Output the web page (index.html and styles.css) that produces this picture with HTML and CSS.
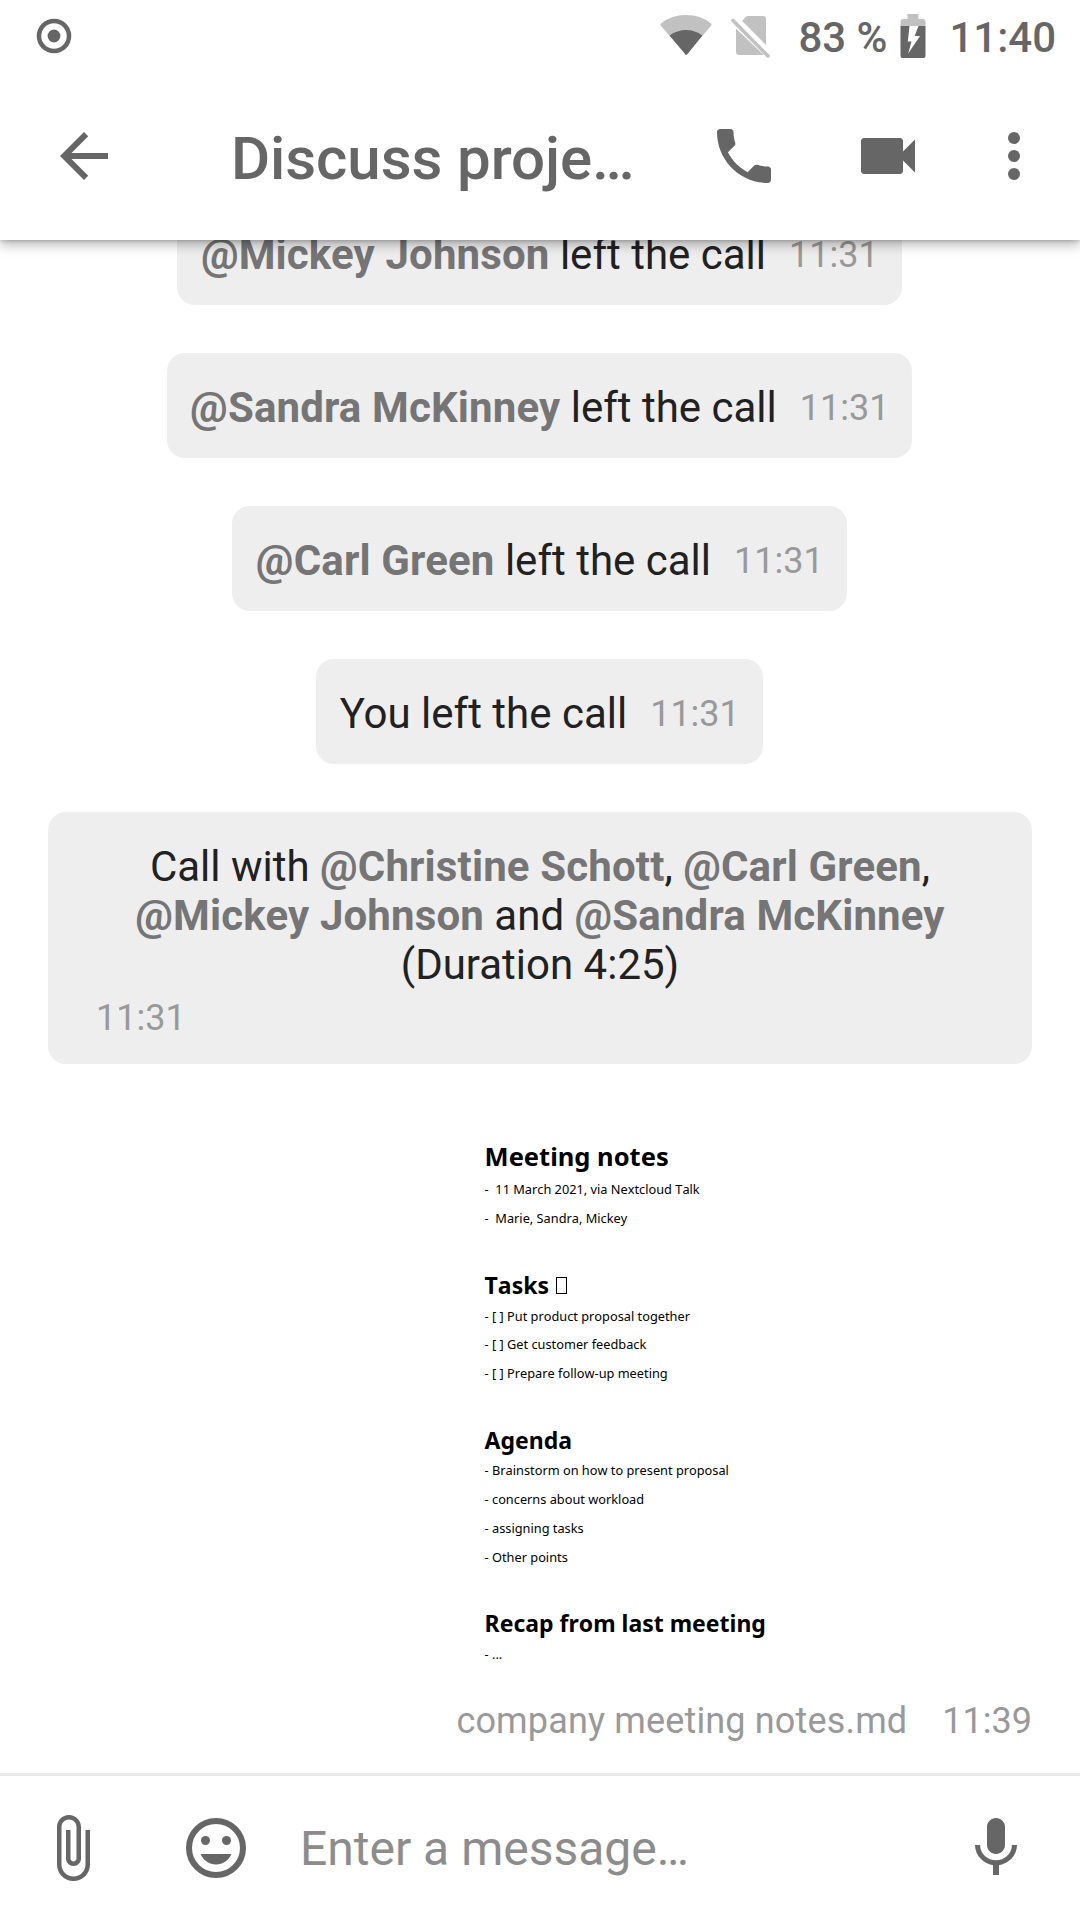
FILE: index.html
```html
<!DOCTYPE html>
<html lang="en">
<head>
<meta charset="utf-8">
<title>Discuss project</title>
<link rel="stylesheet" href="styles.css">
</head>
<body>
<div class="screen">
  <header class="header">
    <div class="status">
      <svg class="status-record" viewBox="0 0 36 36"><circle cx="18" cy="18" r="15" fill="none" stroke="currentColor" stroke-width="4.5"/><circle cx="18" cy="18" r="6.4" fill="currentColor"/></svg>
      <svg class="status-wifi" viewBox="0 0 52 42"><path class="faint" d="M26 41L.9 11.8Q-.2 10.4 1.3 9.200Q11.500 1 26 1T50.700 9.200Q52.200 10.400 51.100 11.800z"/><path d="M26 41L9.600 21.500Q17 16 26 16T42.400 21.500L27.500 40Q26 42 24.500 40z"/></svg>
      <svg class="status-sim" viewBox="0 0 40 44"><path class="faint" d="M11.200 7L14.500 3Q15.500 2 17 2H32Q35 2 35 5V31zM5 14.500L32.800 41H8Q5 41 5 38z"/><path class="slash" d="M2 6.500L37 42"/></svg>
      <span class="status-percent">83 %</span>
      <svg class="status-battery" viewBox="0 0 26 44"><path class="faint" d="M7.500 0H18.500V5H22.500Q25.500 5 25.500 8V12H.5V8Q.5 5 3.500 5H7.500z"/><path fill-rule="evenodd" d="M.5 12H25.500V42Q25.500 44 23.500 44H2.500Q.5 44 .5 42zM9.500 12L7.800 27.500H11.500L8.200 39.500L20 22H14.700L18.500 12z"/></svg>
      <span class="status-clock">11:40</span>
    </div>
    <div class="toolbar">
      <svg class="icon" viewBox="0 0 24 24"><path d="M20 11H7.830l5.590-5.590L12 4l-8 8 8 8 1.410-1.410L7.830 13H20v-2z"/></svg>
      <h1 class="title">Discuss proje…</h1>
      <svg class="icon" viewBox="0 0 24 24"><path d="M6.620 10.790c1.440 2.830 3.760 5.140 6.590 6.590l2.200-2.200c.27-.27.67-.36 1.020-.24 1.120.37 2.330.57 3.570.57.55 0 1 .45 1 1V20c0 .55-.45 1-1 1-9.390 0-17-7.610-17-17 0-.55.45-1 1-1h3.500c.55 0 1 .45 1 1 0 1.250.2 2.450.57 3.570.11.35.03.74-.25 1.020l-2.200 2.200z"/></svg>
      <svg class="icon" viewBox="0 0 24 24"><path d="M17 10.500V7c0-.55-.45-1-1-1H4c-.55 0-1 .45-1 1v10c0 .55.45 1 1 1h12c.55 0 1-.45 1-1v-3.500l4 4v-11l-4 4z"/></svg>
      <svg class="icon icon-more" viewBox="0 0 24 24"><circle cx="12" cy="6" r="2"/><circle cx="12" cy="12" r="2"/><circle cx="12" cy="18" r="2"/></svg>
    </div>
  </header>

  <main class="messages">
    <div class="bubble"><p class="text"><b>@Mickey Johnson</b> left the call</p><time class="time">11:31</time></div>
    <div class="bubble"><p class="text"><b>@Sandra McKinney</b> left the call</p><time class="time">11:31</time></div>
    <div class="bubble"><p class="text"><b>@Carl Green</b> left the call</p><time class="time">11:31</time></div>
    <div class="bubble"><p class="text">You left the call</p><time class="time">11:31</time></div>
    <div class="bubble bubble-wide"><p class="text">Call with <b>@Christine Schott</b>, <b>@Carl Green</b>, <b>@Mickey Johnson</b> and <b>@Sandra McKinney</b> (Duration 4:25)</p><time class="time">11:31</time></div>

    <article class="notes">
      <h2 class="notes-title">Meeting notes</h2>
      <p class="line">-  11 March 2021, via Nextcloud Talk</p>
      <p class="line">-  Marie, Sandra, Mickey</p>
      <h3 class="notes-heading">Tasks <span class="missing-glyph"></span></h3>
      <p class="line">- [ ] Put product proposal together</p>
      <p class="line">- [ ] Get customer feedback</p>
      <p class="line">- [ ] Prepare follow-up meeting</p>
      <h3 class="notes-heading">Agenda</h3>
      <p class="line">- Brainstorm on how to present proposal</p>
      <p class="line">- concerns about workload</p>
      <p class="line">- assigning tasks</p>
      <p class="line">- Other points</p>
      <h3 class="notes-heading">Recap from last meeting</h3>
      <p class="line">- ...</p>
    </article>
    <div class="caption"><span class="filename">company meeting notes.md</span><time>11:39</time></div>
  </main>

  <footer class="composer">
    <svg class="icon" viewBox="0 0 24 24"><path d="M16.500 6v11.500c0 2.210-1.790 4-4 4s-4-1.790-4-4V5c0-1.380 1.120-2.500 2.500-2.500s2.500 1.120 2.500 2.500v10.500c0 .55-.45 1-1 1s-1-.45-1-1V6H10v9.500c0 1.380 1.120 2.500 2.500 2.500s2.500-1.120 2.500-2.500V5c0-2.210-1.790-4-4-4S7 2.790 7 5v12.500c0 3.040 2.460 5.500 5.500 5.500s5.500-2.460 5.500-5.500V6h-1.500z"/></svg>
    <svg class="icon icon-smile" viewBox="0 0 24 24"><circle cx="12" cy="12" r="9" fill="none" stroke="currentColor" stroke-width="2"/><circle cx="8.500" cy="9.500" r="1.500"/><circle cx="15.500" cy="9.500" r="1.500"/><path d="M12 17.500c2.330 0 4.310-1.460 5.110-3.500H6.890c.8 2.040 2.780 3.500 5.110 3.500z"/></svg>
    <span class="placeholder">Enter a message…</span>
    <svg class="icon" viewBox="0 0 24 24"><path d="M12 14c1.660 0 2.990-1.340 2.990-3L15 5c0-1.660-1.340-3-3-3S9 3.340 9 5v6c0 1.660 1.340 3 3 3zm5.300-3c0 3-2.540 5.100-5.300 5.100S6.700 14 6.700 11H5c0 3.410 2.720 6.230 6 6.720V21h2v-3.280c3.280-.48 6-3.300 6-6.720h-1.700z"/></svg>
  </footer>
</div>
</body>
</html>
```
FILE: styles.css
```css
* { box-sizing: border-box; margin: 0; padding: 0; }

body {
  font-family: Roboto, sans-serif;
  background: #fff;
  color: #666;
}

svg { display: block; flex: none; fill: currentColor; }

.screen {
  width: 1080px;
  height: 1920px;
  display: flex;
  flex-direction: column;
  overflow: hidden;
}

.header {
  position: relative;
  z-index: 1;
  height: 240px;
  flex: none;
  background: #fff;
  box-shadow: 0 4px 12px rgba(0, 0, 0, .32), 0 1px 3px rgba(0, 0, 0, .16);
}

.status {
  display: flex;
  align-items: flex-start;
  height: 72px;
  padding: 14px 24px 0 36px;
  font-size: 42px;
  font-weight: 500;
  line-height: 48px;
  white-space: nowrap;
}
.status-record { width: 36px; height: 36px; margin-top: 4px; }
.status-wifi { width: 52px; height: 42px; margin-left: auto; }
.status-sim { width: 40px; height: 44px; margin: 0 27px 0 19px; }
.status-percent { width: 87px; margin-right: 15px; }
.status-battery { width: 26px; height: 44px; margin-right: 23px; }
.faint { fill: #c1c1c1; }
.slash { stroke: #c1c1c1; stroke-width: 3.500; stroke-linecap: round; }

.toolbar {
  display: flex;
  align-items: center;
  height: 168px;
  padding: 0 30px 0 48px;
}
.title {
  flex: 1;
  padding: 6px 0 0 111px;
  font-size: 60px;
  font-weight: 500;
  line-height: 70px;
  letter-spacing: -.08px;
  white-space: nowrap;
}
.icon { width: 72px; height: 72px; }
.toolbar .icon + .icon { margin-left: 72px; }
.toolbar .icon + .icon-more { margin-left: 54px; }

.messages {
  flex: 1;
  min-height: 0;
  display: flex;
  flex-direction: column;
  align-items: center;
  gap: 48px;
  margin-top: -40px;
}

.bubble {
  flex: none;
  display: flex;
  align-items: center;
  gap: 23px;
  height: 105px;
  margin-right: 1px;
  padding: 4px 23px 0 23.500px;
  border-radius: 18px;
  background: #eee;
}
.text { font-size: 42px; line-height: 49px; color: #212121; }
.text b { color: #757575; letter-spacing: .14px; }
.time { font-size: 36px; line-height: 42px; color: #999; }

.bubble-wide {
  flex-direction: column;
  align-items: flex-start;
  gap: 8px;
  width: 984px;
  height: 252px;
  margin-right: 0;
  padding: 30px 48px 0;
}
.bubble-wide .text { width: 100%; padding: 0 24px; text-align: center; }

.notes {
  align-self: flex-start;
  margin: 25.800px 0 0 484.600px;
  font-family: "Noto Sans", sans-serif;
  font-kerning: none;
  color: #000;
}
.notes-title { font-size: 25.500px; line-height: 36px; margin-bottom: 1.500px; }
.notes-heading { font-size: 23px; line-height: 33px; margin-top: 36px; margin-bottom: -.2px; }
.line { font-size: 12.770px; line-height: 28.700px; white-space: pre; }
.missing-glyph {
  display: inline-block;
  width: 11px;
  height: 17px;
  margin-left: 1px;
  border: 1px solid #000;
}

.caption {
  display: flex;
  align-self: flex-end;
  gap: 35px;
  margin: -16.500px 48px 0 0;
  font-size: 36px;
  line-height: 42px;
  color: #999;
}
.filename { letter-spacing: .16px; }

.composer {
  flex: none;
  display: flex;
  align-items: center;
  height: 147px;
  padding: 0 48px 0 36px;
  border-top: 3px solid #e8e8e8;
}
.icon-smile { margin-left: 72px; }
.placeholder { flex: 1; margin-left: 48px; padding-top: 2px; font-size: 48px; line-height: 56px; color: #8c8c8c; }
```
..........
» Requirement
Identify each line containing the string "index" and copy it out.

» Exercise answer
Output the web page (index.html and styles.css) that produces this picture with HTML and CSS.
FILE: index.html
  z-index: 1;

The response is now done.